For those considering a switch, financial security is a top priority. In the US, 62% say it’s extremely important, and 64% prioritize reliability in their financial provider. As younger generations become more financially active, banks need to work harder to earn and keep their trust.
BNPL (buy now, pay later) isn’t just a trend - it’s totally transforming how people pay, especially millennials, who are 20% more likely to use these services than the average consumer. But it’s not just budget-conscious shoppers driving the shift. Surprisingly, 17% of high-income consumers use BNPL to finance device purchases, showing that flexible payments appeal across all income levels.
But credit cards aren’t going anywhere just yet. Since 2023, there’s been a 3% rise in credit card users, showing that traditional lending still has a grip. The key difference? BNPL users are 31% more likely to spend based on what they feel like, compared to just 5% of credit card users - suggesting that flexible financing encourages a more impulsive approach to shopping.

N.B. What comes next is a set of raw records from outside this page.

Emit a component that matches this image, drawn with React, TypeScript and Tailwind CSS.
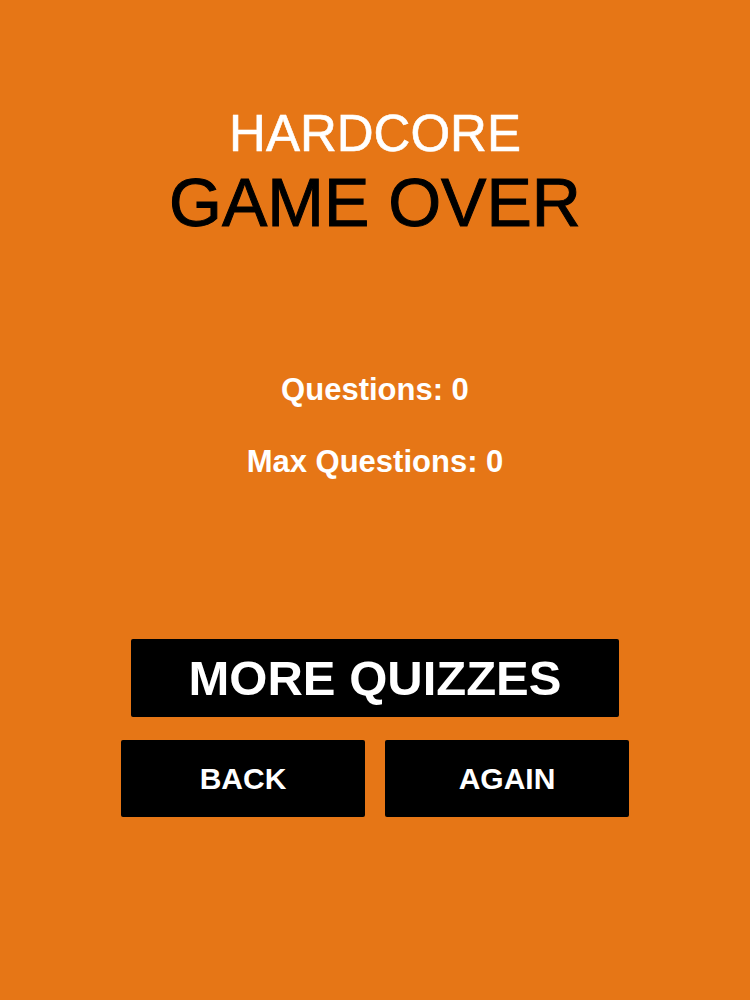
import React from "react";

export default function App() {
  return (
    <div
      className="w-[750px] h-[1000px] bg-[#e67616] flex flex-col items-center"
      style={{ fontFamily: '"Liberation Sans", Arial, sans-serif' }}
    >
      <div className="mt-[108px] text-[51px] leading-none text-white [-webkit-text-stroke:0.6px_white]">HARDCORE</div>
      <div className="mt-[9px] text-[68px] leading-none text-black [-webkit-text-stroke:1px_black]">GAME OVER</div>
      <div className="mt-[138px] text-[31px] leading-none font-bold text-white">Questions: 0</div>
      <div className="mt-[41px] text-[31px] leading-none font-bold text-white">Max Questions: 0</div>
      <button className="mt-[162px] w-[488px] h-[78px] bg-black rounded-[2px] text-white font-bold text-[49px] leading-none flex items-center justify-center">
        MORE QUIZZES
      </button>
      <div className="mt-[23px] flex gap-[20px]">
        <button className="w-[244px] h-[77px] bg-black rounded-[2px] text-white font-bold text-[30px] leading-none flex items-center justify-center">
          BACK
        </button>
        <button className="w-[244px] h-[77px] bg-black rounded-[2px] text-white font-bold text-[30px] leading-none flex items-center justify-center">
          AGAIN
        </button>
      </div>
    </div>
  );
}
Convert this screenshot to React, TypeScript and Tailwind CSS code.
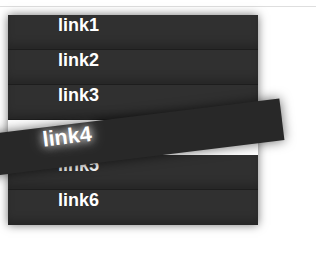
import React from 'react';

const links = ['link1', 'link2', 'link3', 'link4', 'link5', 'link6'];

export default function App() {
  return (
    <div className="min-h-[258px] w-[316px] bg-white font-['Liberation_Sans',Arial,sans-serif]">
      <div className="h-[7px] border-b border-[#dedede]" />
      <ul className="ml-[8px] mt-[8px] w-[250px] shadow-[0_0_9px_rgba(0,0,0,0.55)]">
        {links.map(l => {
          const hot = l === 'link4';
          return (
            <li
              key={l}
              className={
                hot
                  ? 'relative z-10 h-[35px] rotate-[-7deg] scale-[1.2] bg-[#282828] pl-[50px] shadow-[0_0_10px_rgba(0,0,0,0.6)]'
                  : 'h-[35px] border-b border-[#1d1d1d] bg-[#303030] pl-[50px] shadow-[inset_0_-7px_8px_-2px_rgba(0,0,0,0.22)] last:border-b-0'
              }
            >
              <a
                href="#"
                className={
                  'block text-[18px] font-bold leading-[21px] text-white' +
                  (hot ? ' [text-shadow:0_0_7px_#fff,0_0_12px_rgba(255,255,255,0.5)]' : '')
                }
              >
                {l}
              </a>
            </li>
          );
        })}
      </ul>
    </div>
  );
}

AI has huge potential for finance, especially when it comes to security and money management. A third of consumers (33%) are interested in seeing AI tools used for fraud detection, showing that security is a major priority. At the same time, 24% of single Gen Z consumers want AI-driven spending analysis, proving that tech-savvy consumers are looking for smarter ways to manage their money.
But when it comes to choosing a financial provider, one thing still trumps innovation - fees and charges remain the number one factor for 56% of AI-interested consumers. No matter how smart the tech gets, cost still matters most.
Consumer finance in 2025 is a balancing act between cautious optimism, digital evolution, and shifting loyalty. People are keeping a close eye on their finances but are also embracing new tools, from digital banking and BNPL, to AI-driven solutions.
For financial brands, the message is clear: understand these behaviors, adapt fast, and build trust. In a world where stability and convenience are everything, the winners will be those who meet consumers where they are and where they’re headed next.